It’s a Thursday, an odd day for a seismic event. My daughter has just turned out of the driveway and out of my sight. This time, it’s not to fetch groceries or run an errand.
She’s leaving for university starting a new, shiny, and wonderful life without me by her side.
I want to run after the car screaming “Don’t leave me!” I want to cling to her with every fibre of my being.
It’s Friday morning. I am melancholy. The perfect word for how empty the house suddenly feels without her in it. Even though she’s been away before, this time I feel as if I’m rattling around the rooms, a loose stone in an enormous shoe.
Speaking of which, I spy hers in the lounge. A fight we’ve had for years: “Put your shoes away!” Instead of irritation, I feel sorrow. The unmade bed, the forgotten dishes on her bedside table, the shambolic chaos of her cupboards and bathroom floor. They’re little cuts that hurt rather than annoy.
After 18 years of nappies, cuddles, tears, anger, tantrums, joy, discovery, laughter, loss and interconnected everything, my child is an adult.
She gets to control what she does now. I must let go of those last threads that I didn’t know I held.
I finally understand the idea of bittersweet. I have loved watching her grow up, loved seeing her become the woman she is today, and loved being the person she wanted to live with in the divorce.
Letting her go, though, has been sharp. I want to call her, ask her if she wants a coffee, check in and see if she’s okay, ask if she’s done her homework.
I have no framework for becoming me again. Co-dependency comes standard with parenting.
It’s our job to allow our children to lean on us and learn through us, but now I’m severed. How do I let go?
I asked Cindy de Bruyn, my psychologist, how to navigate this weird chaos. How do I let go of someone I built from scratch?
“You need to focus on building a life that works for you without being a caregiver. Socialise, create a routine, try out different things. Play around and discover what interests you today,” she said.
Cindy reminded me that this is a huge change, and I am allowed to grieve the loss of the old life. “Have self-compassion because it is hard, but also allow the natural process to happen. Remember that the more independent they are, the better you’ve done your job as a parent.”

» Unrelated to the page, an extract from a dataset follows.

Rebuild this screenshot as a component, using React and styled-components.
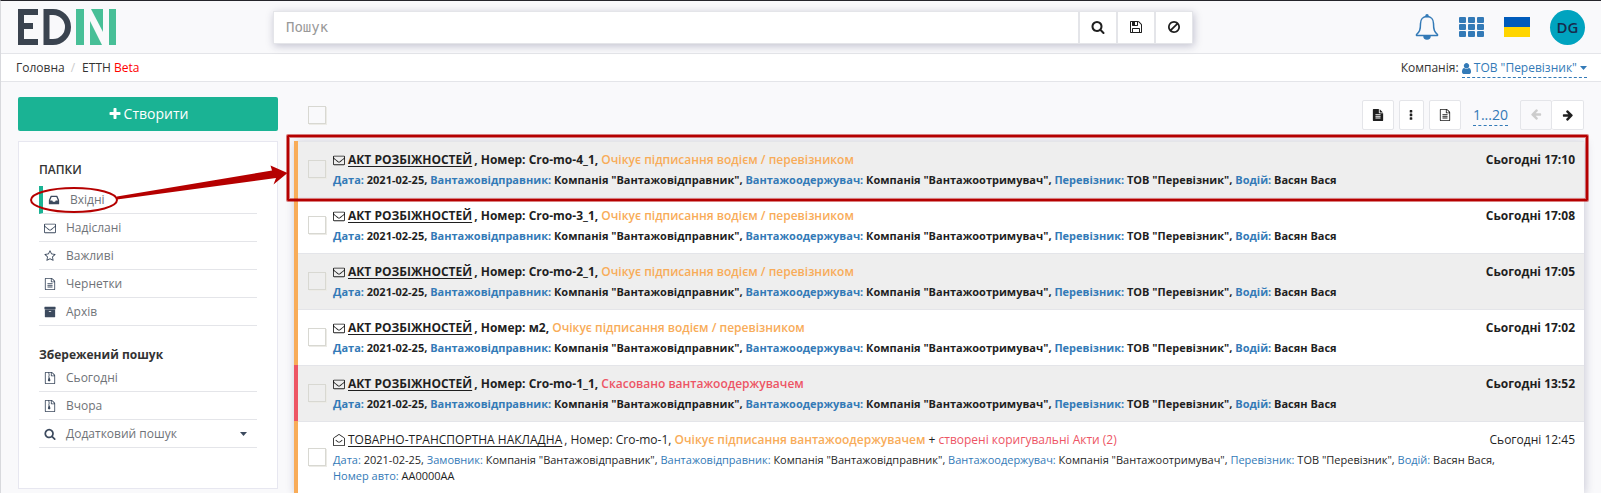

This thinking can help when our kids make what we believe are inappropriate life choices. As in, no, that is not a financially sound career choice, please don’t do that. Oh, okay, you’re going to do that anyway.
“Accept them for who they are and let them do what they need to do, because you want them to come back home,” Cindy said.
I do. I want her to come back home and leave her shoes in the lounge and forget to put her dishes in the dishwasher and leave her laundry on the bathroom floor.
Because in those moments, stolen outside of her new, beautiful life, I will wrap myself in the memories of what was, while admiring the person she has become.
It’s hard. I’ve cried. I’ve possibly hugged a shoe, but I’m okay. I can let go.